Servicing: BMW does not set servicing intervals for the 3 Series; servicing costs vary according to vehicle usage

How It Compares I Value For Money

Audi A4 2.0TDI Multitronic ($56,200) - A very nice car offering similar levels of performance but with less power and torque, and, in our view, bettered by the robustness, superior dynamics and feel of the BMW. (see A4 reviews)

Lexus IS 250 Prestige ($55,800) - Exquisite build, a premium interior and heavily featured - but there's something woolly and NQR with the IS 250: it simply lacks the BMW's dynamism, engineering and style sense. (see IS reviews)

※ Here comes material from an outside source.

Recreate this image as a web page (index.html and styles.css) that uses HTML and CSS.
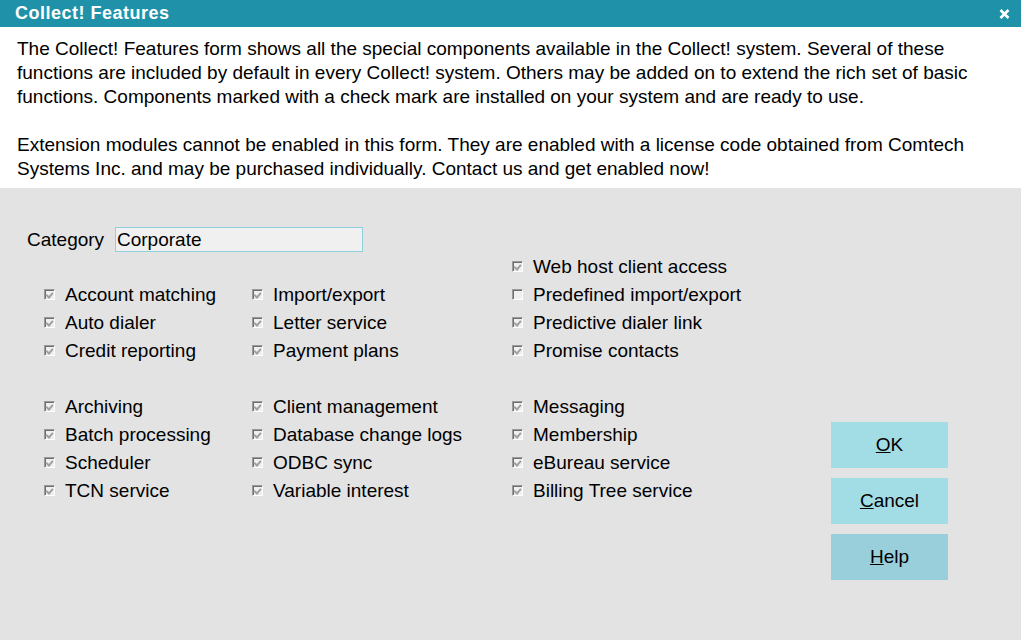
FILE: index.html
```html
<!DOCTYPE html>
<html>
<head>
    <meta charset="UTF-8">
    <title>Collect! Features</title>
    <link rel="stylesheet" href="styles.css">
</head>
<body>
    <div class="titlebar">
        <span class="title">Collect! Features</span>
        <svg class="close" width="11" height="10" viewBox="0 0 11 10">
            <path d="M1.5 1 L9.5 9 M9.5 1 L1.5 9" stroke="#fff" stroke-width="2.6"/>
        </svg>
    </div>
    <div class="info">
        <p>The Collect! Features form shows all the special components available in the Collect! system. Several of these<br>
        functions are included by default in every Collect! system. Others may be added on to extend the rich set of basic<br>
        functions. Components marked with a check mark are installed on your system and are ready to use.</p>
        <p>Extension modules cannot be enabled in this form. They are enabled with a license code obtained from Comtech<br>
        Systems Inc. and may be purchased individually. Contact us and get enabled now!</p>
    </div>
    <div class="form">
        <div class="fields">
            <div class="category">
                <label>Category</label>
                <div class="input">Corporate</div>
            </div>
            <div class="group">
                <div></div>
                <div></div>
                <div class="item"><span class="box on"></span>Web host client access</div>
                <div class="item"><span class="box on"></span>Account matching</div>
                <div class="item"><span class="box on"></span>Import/export</div>
                <div class="item"><span class="box"></span>Predefined import/export</div>
                <div class="item"><span class="box on"></span>Auto dialer</div>
                <div class="item"><span class="box on"></span>Letter service</div>
                <div class="item"><span class="box on"></span>Predictive dialer link</div>
                <div class="item"><span class="box on"></span>Credit reporting</div>
                <div class="item"><span class="box on"></span>Payment plans</div>
                <div class="item"><span class="box on"></span>Promise contacts</div>
            </div>
            <div class="group second">
                <div class="item"><span class="box on"></span>Archiving</div>
                <div class="item"><span class="box on"></span>Client management</div>
                <div class="item"><span class="box on"></span>Messaging</div>
                <div class="item"><span class="box on"></span>Batch processing</div>
                <div class="item"><span class="box on"></span>Database change logs</div>
                <div class="item"><span class="box on"></span>Membership</div>
                <div class="item"><span class="box on"></span>Scheduler</div>
                <div class="item"><span class="box on"></span>ODBC sync</div>
                <div class="item"><span class="box on"></span>eBureau service</div>
                <div class="item"><span class="box on"></span>TCN service</div>
                <div class="item"><span class="box on"></span>Variable interest</div>
                <div class="item"><span class="box on"></span>Billing Tree service</div>
            </div>
        </div>
        <div class="buttons">
            <button class="btn"><u>O</u>K</button>
            <button class="btn"><u>C</u>ancel</button>
            <button class="btn help"><u>H</u>elp</button>
        </div>
    </div>
</body>
</html>
```

FILE: styles.css
```css
* {
    padding: 0;
    margin: 0;
    box-sizing: border-box;
}
body {
    font-family: "Liberation Sans", Arial, sans-serif;
    font-size: 19px;
    color: #000;
    background: #e3e3e3;
    height: 640px;
    overflow: hidden;
}
.titlebar {
    height: 27px;
    background: #1f92a9;
    color: #fff;
    display: flex;
    align-items: center;
    justify-content: space-between;
    padding: 0 11px 0 15px;
}
.title {
    font-weight: bold;
    font-size: 18px;
    letter-spacing: 0.5px;
}
.info {
    background: #fff;
    padding: 10px 17px 7px 17px;
    line-height: 24px;
    white-space: nowrap;
}
.info p + p {
    margin-top: 24px;
}
.form {
    display: flex;
    justify-content: space-between;
    padding: 39px 73px 0 0;
}
.fields {
    padding-left: 27px;
}
.category {
    display: flex;
    align-items: center;
    height: 24px;
    margin-bottom: 1px;
}
.category label {
    width: 88px;
    padding-top: 2px;
}
.input {
    width: 248px;
    height: 25px;
    border: 1px solid #8fd0dc;
    background: #f0f0f0;
    padding: 0 1px;
    line-height: 23px;
}
.group {
    display: grid;
    grid-template-columns: 208px 260px 260px;
    grid-auto-rows: 28px;
    padding-left: 17px;
}
.second {
    margin-top: 28px;
}
.item {
    display: flex;
    align-items: center;
    white-space: nowrap;
    padding-top: 1px;
}
.box {
    display: inline-block;
    flex: none;
    width: 11px;
    height: 11px;
    margin-right: 10px;
    border-top: 1px solid #9a9a9a;
    border-left: 1px solid #9a9a9a;
    border-right: 1px solid #fff;
    border-bottom: 1px solid #fff;
    box-shadow: inset 1px 1px 0 #6e6e6e;
    background: #f0f0f0;
    position: relative;
}
.box.on::after {
    content: "";
    position: absolute;
    left: 2px;
    top: 1px;
    width: 3px;
    height: 5px;
    border-right: 2px solid #a0a0a0;
    border-bottom: 2px solid #a0a0a0;
    transform: rotate(40deg);
}
.buttons {
    display: flex;
    flex-direction: column;
    gap: 10px;
    margin-top: 195px;
}
.btn {
    width: 117px;
    height: 46px;
    border: none;
    background: #a2dde6;
    font-family: "Liberation Sans", Arial, sans-serif;
    font-size: 19px;
    color: #000;
}
.help {
    background: #98cfda;
}
```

Mercedes-Benz C 250 CDI Avantgarde ($67,900) - Some think it's car-of-the-year material, we don't, although it is a superb drive and very fleet of foot.

It is more expensive than the 320d but does not have the sporting feel, nor the rakish personality of the BMW. (see C-Class reviews)

Note: all prices are Manufacturer’s List Price (unless otherwise noted) and do not include dealer delivery or on-road costs.

TMR Verdict I Overall

The new BMW 3 Series 320d is, quite simply, a superb car. Anywhere you look, it is difficult to find fault. Spend an hour or two at the wheel and you will agree.

The interior, though a little soul-less, is exquisite in its quality and feel and the dynamics at the wheel are mesmerising. It is such an enjoyable car to drive it forces you to think about the driving experience and how capably this car performs.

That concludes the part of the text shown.